Como ainda não consegui virar o disco das eleições (e acabo de denunciar minha idade –vocês, XÓVENS que nasceram anteontem, pós-CD, pós-MP3, fazem ideia do que seja "virar o disco"? Ah, tô vendo uns hipsters compradores de disco de vinil levantando a mão. OK, vocês sabem), compartilho aqui pensamentos soltos sobre elas. O modo Garoto Enxaqueca ligado é meu jeitinho, mas também é culpa da festa da democracia, a única cuja ressaca pode durar até quatro anos.

 

Na sua origem grega, "entusiasmo" significa "o estado de exaltação do espírito de quem recebe de um deus o dom da profecia". Palavras como "gênio" já foram levadas à última desmoralização –hoje, qualquer orangotango subnutrido que escreve coluna em jornal é gênio–, mas no caso de "entusiasmo" foi o sentimento que se banalizou.
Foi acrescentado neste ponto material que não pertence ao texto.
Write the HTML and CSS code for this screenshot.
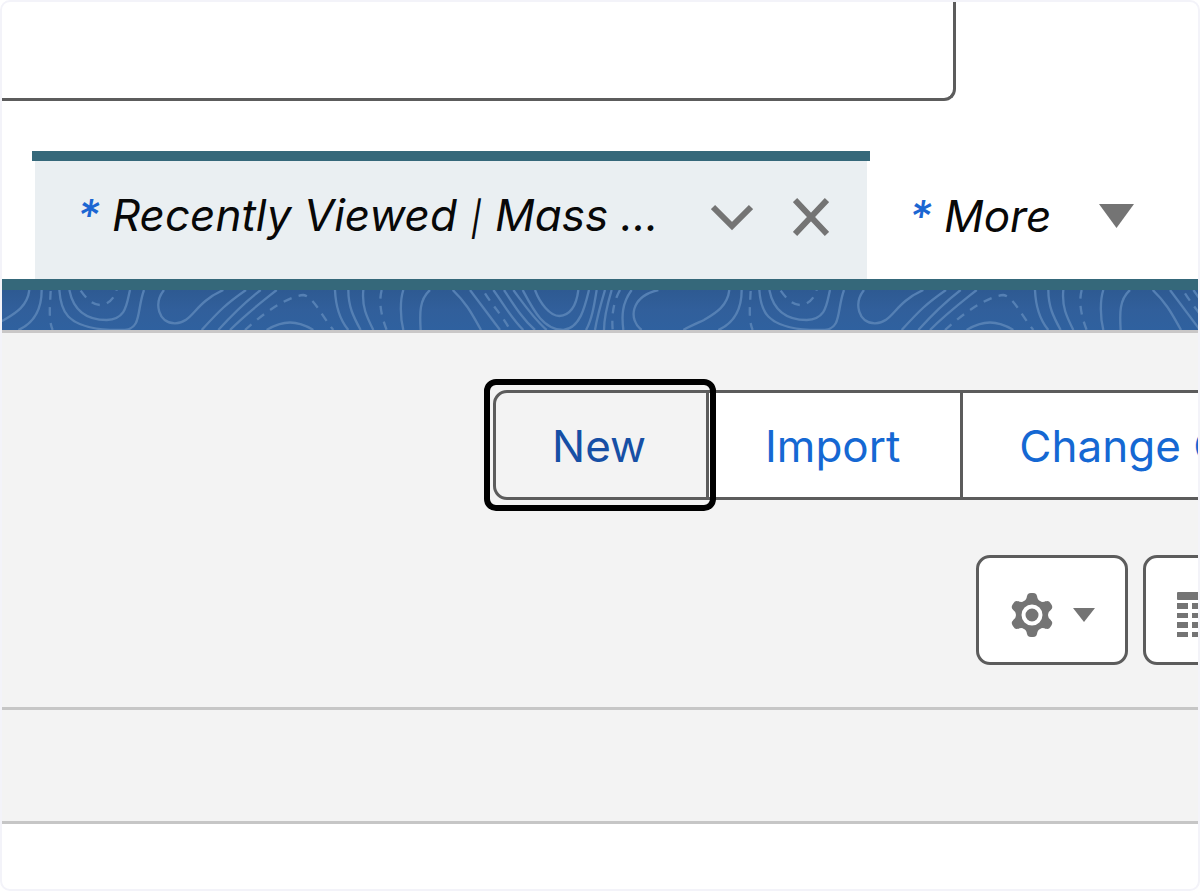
FILE: index.html
```html
<!DOCTYPE html>
<html lang="en">
<head>
<meta charset="utf-8">
<title>Recently Viewed</title>
<link rel="stylesheet" href="styles.css">
</head>
<body>
<div class="frame">
  <header class="top">
    <div class="search-box"></div>
  </header>
  <nav class="tabs">
    <div class="tab tab-active">
      <a class="tab-link" href="#"><span class="star">*</span><span>Recently Viewed <span class="bar">|</span> Mass ...</span></a>
      <button class="icon-btn" type="button" aria-label="Tab actions">
        <svg width="42" height="42" viewBox="0 0 42 42"><path d="M2 11 L21 30 L40 11" fill="none" stroke="#747474" stroke-width="6"/></svg>
      </button>
      <button class="icon-btn" type="button" aria-label="Close tab">
        <svg width="36" height="42" viewBox="0 0 36 42"><path d="M2 4 L34 38 M34 4 L2 38" fill="none" stroke="#747474" stroke-width="6"/></svg>
      </button>
    </div>
    <button class="tab tab-more" type="button">
      <span class="star">*</span><span>More</span>
      <svg class="more-arrow" width="36" height="26" viewBox="0 0 36 26"><path d="M0 1 H35 L17.500 25 Z" fill="#747474"/></svg>
    </button>
  </nav>
  <div class="banner">
    <svg class="contours" viewBox="6 0 3588 120" preserveAspectRatio="xMinYMin slice" aria-hidden="true">
      <defs>
        <g id="tile">
          <path d="M88 0 C82 50 45 70 12 90 C-10 100 -30 108 -50 120"/>
          <path d="M125 0 C125 60 100 100 55 120"/>
          <path class="dash" d="M152 3 C150 50 145 90 158 120"/>
          <path d="M178 0 C182 60 195 112 330 120 H375 C425 115 410 60 432 0"/>
          <path d="M208 0 C220 60 260 90 320 90 C380 88 380 40 390 0"/>
          <path class="dash" d="M242 2 C262 30 280 45 302 45 C330 42 345 20 350 0"/>
          <path d="M492 0 C460 40 475 100 525 100 C580 98 580 40 670 0"/>
          <path d="M738 0 C680 40 660 60 605 120"/>
          <path d="M782 0 C730 40 700 70 655 120"/>
          <path d="M830 0 C780 40 740 70 690 120"/>
          <path class="dash" d="M735 120 C790 70 860 20 910 15 C940 20 960 70 1000 120"/>
          <path d="M800 120 C850 90 890 90 940 120"/>
          <path d="M1005 0 C1007 50 1020 90 1045 120"/>
          <path d="M1045 0 C1045 50 1060 80 1082 120"/>
          <path d="M1090 0 C1085 50 1100 80 1120 120"/>
          <path class="dash" d="M1145 0 C1135 40 1145 80 1160 120"/>
          <path d="M1210 0 C1200 30 1200 80 1210 120"/>
          <path d="M1290 0 C1255 30 1260 80 1262 120"/>
          <path d="M1358 0 C1400 40 1415 70 1443 120"/>
          <path d="M1410 0 C1440 40 1470 80 1500 120"/>
          <path class="dash" d="M1455 10 C1480 50 1510 80 1530 120"/>
          <path d="M1480 0 C1510 40 1530 80 1570 120"/>
          <path d="M1512 0 C1545 50 1570 90 1605 120"/>
          <path d="M1540 0 C1570 40 1600 85 1640 120"/>
          <path d="M1568 0 C1600 60 1630 120 1690 120 C1740 115 1755 50 1767 0"/>
          <path d="M1605 0 C1620 40 1650 78 1678 78 C1715 75 1730 40 1735 0"/>
          <path d="M1790 0 C1782 50 1775 90 1758 120"/>
          <path d="M1815 0 C1800 50 1790 90 1785 120"/>
          <path d="M1835 0 C1820 50 1812 90 1812 120"/>
          <path class="dash" d="M1860 0 C1838 40 1835 80 1838 120"/>
          <path d="M1895 0 C1865 40 1865 80 1870 120"/>
          <path d="M1975 0 C1890 20 1885 90 1925 120"/>
        </g>
      </defs>
      <use href="#tile"/>
      <use href="#tile" x="2100"/>
    </svg>
  </div>
  <main class="list-header">
    <div class="actions">
      <button class="action action-focus" type="button">New</button>
      <button class="action" type="button">Import</button>
      <button class="action" type="button">Change Owner</button>
    </div>
    <div class="tools">
      <button class="tool" type="button" aria-label="List view controls">
        <svg width="46" height="46" viewBox="0 0 46 46">
          <g fill="#747474">
            <circle cx="23" cy="23" r="15.500"/>
            <g id="tooth"><rect x="18" y="1" width="10" height="44" rx="4"/><path d="M18 4 q-.5 4 -3 5 v28 q2.500 1 3 5 h10 q.5 -4 3 -5 v-28 q-2.500 -1 -3 -5 z"/></g>
            <use href="#tooth" transform="rotate(60 23 23)"/>
            <use href="#tooth" transform="rotate(120 23 23)"/>
          </g>
          <circle cx="23" cy="23" r="8.500" fill="#747474" stroke="#fff" stroke-width="4"/>
        </svg>
        <svg width="22" height="14" viewBox="0 0 22 14"><path d="M0 0 H22 L11 14 Z" fill="#747474"/></svg>
      </button>
      <button class="tool" type="button" aria-label="Display as table">
        <svg width="46" height="46" viewBox="0 0 46 46" fill="#747474">
          <rect x="1" y="0" width="45" height="8" rx="1"/>
          <path d="M1 11h11v6H1z M16 11h13v6H16z M33 11h13v6H33z M1 21h11v5H1z M16 21h13v5H16z M33 21h13v5H33z M1 30h11v6H1z M16 30h13v6H16z M33 30h13v6H33z M1 40h11v5H1z M16 40h13v5H16z M33 40h13v5H33z"/>
        </svg>
      </button>
    </div>
  </main>
  <div class="column-row"></div>
</div>
</body>
</html>
```

FILE: styles.css
```css
* { box-sizing: border-box; }

body {
  margin: 0;
  background: #fff;
  font-family: Inter, "Liberation Sans", sans-serif;
  font-size: 44px;
  line-height: 56px;
  color: #080808;
}

button {
  font: inherit;
  color: inherit;
  padding: 0;
  border: 0;
  background: none;
}

svg { display: block; flex: none; }

.frame {
  min-height: 100vh;
  border: 2px solid #f3f3f9;
  border-radius: 10px;
  overflow: hidden;
}

.top { padding-right: 20.200%; }

.search-box {
  height: 99px;
  border: solid #5c5c5c;
  border-width: 0 3px 3px 0;
  border-bottom-right-radius: 12px;
}

.tabs {
  display: flex;
  padding: 50px 0 0 30px;
  font-style: italic;
}

.tab { display: flex; align-items: center; white-space: nowrap; }

.tab-active {
  width: 838px;
  height: 128px;
  padding: 0 41px 6px 45px;
  border-top: 10px solid #35687a;
  background: linear-gradient(#eaeff2, #eaeff2) center / calc(100% - 6px) 100% no-repeat;
}

.tab-link {
  display: flex;
  flex: 1;
  gap: 12px;
  color: inherit;
  text-decoration: none;
}

.star { color: #1b66d2; font-weight: 500; }

.bar { margin: 0 1px; font-size: 34px; }

.tab-active .icon-btn + .icon-btn { margin-left: 40px; }

.tab-more { gap: 12px; padding: 2px 0 0 39px; }

.more-arrow { margin-left: 36px; }

.banner {
  border-top: 11px solid #35687a;
  border-bottom: 3px solid #c9c7c7;
  background: linear-gradient(#2e5a92, #315f9b 50%, #2f619f);
}

.contours { width: 100%; height: 40px; }

.contours path {
  fill: none;
  stroke: #5580b4;
  stroke-width: 7;
}

.contours .dash { stroke-dasharray: 26 22; }

.list-header {
  background: #f3f3f3;
  border-bottom: 3px solid #c6c6c6;
  padding: 57px 0 42px;
}

.actions { display: flex; padding-left: 491px; }

.action {
  position: relative;
  flex: none;
  height: 110px;
  padding: 2px 60px 0 56px;
  border: 3px solid #5c5c5c;
  border-left-width: 0;
  background: #fff;
  color: #1568d3;
}

.action-focus {
  z-index: 1;
  border-left-width: 3px;
  border-radius: 14px 0 0 14px;
  background: #f3f3f3;
  color: #164fa5;
}

.action-focus::after {
  content: "";
  position: absolute;
  inset: -14px -10px -14px -12px;
  border: 6px solid #000;
  border-radius: 12px;
}

.tools {
  display: flex;
  gap: 15px;
  padding: 55px 0 0 974px;
}

.tool {
  display: flex;
  flex: none;
  align-items: center;
  gap: 18px;
  height: 110px;
  padding: 10px 30px 0;
  border: 3px solid #5c5c5c;
  border-radius: 14px;
  background: #fff;
}

.column-row {
  height: 114px;
  background: #f3f3f3;
  border-bottom: 3px solid #c6c6c6;
}
```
Pessoas defendendo seus candidatos em campanha se parecem demais comigo quando cheguei em casa todo feliz por ter recebido o santinho de um político, o que me rendeu merecidíssimo esculacho da minha mãe. Só que eu tinha oito anos de idade, diabos.

Entendo, por exemplo, não gostar de Aécio, da gestão dele em Minas, do que o PSDB representa; entendo também a defesa das políticas sociais do governo federal. O que escapa à minha compreensão é ENTUSIASMO –no nível do berro, da briga, eventualmente da agressão física– com uma coisa medíocre como o governo de Dilma (ou petistas que acreditam sinceramente que seu partido é "contra o que está aí" depois de 12 anos, que serão 16, no poder. Vira uma coisa "Partido Revolucionário Institucional", esse conceito da política mexicana que até Octavio Paz, que odiava o PRI, achava genial).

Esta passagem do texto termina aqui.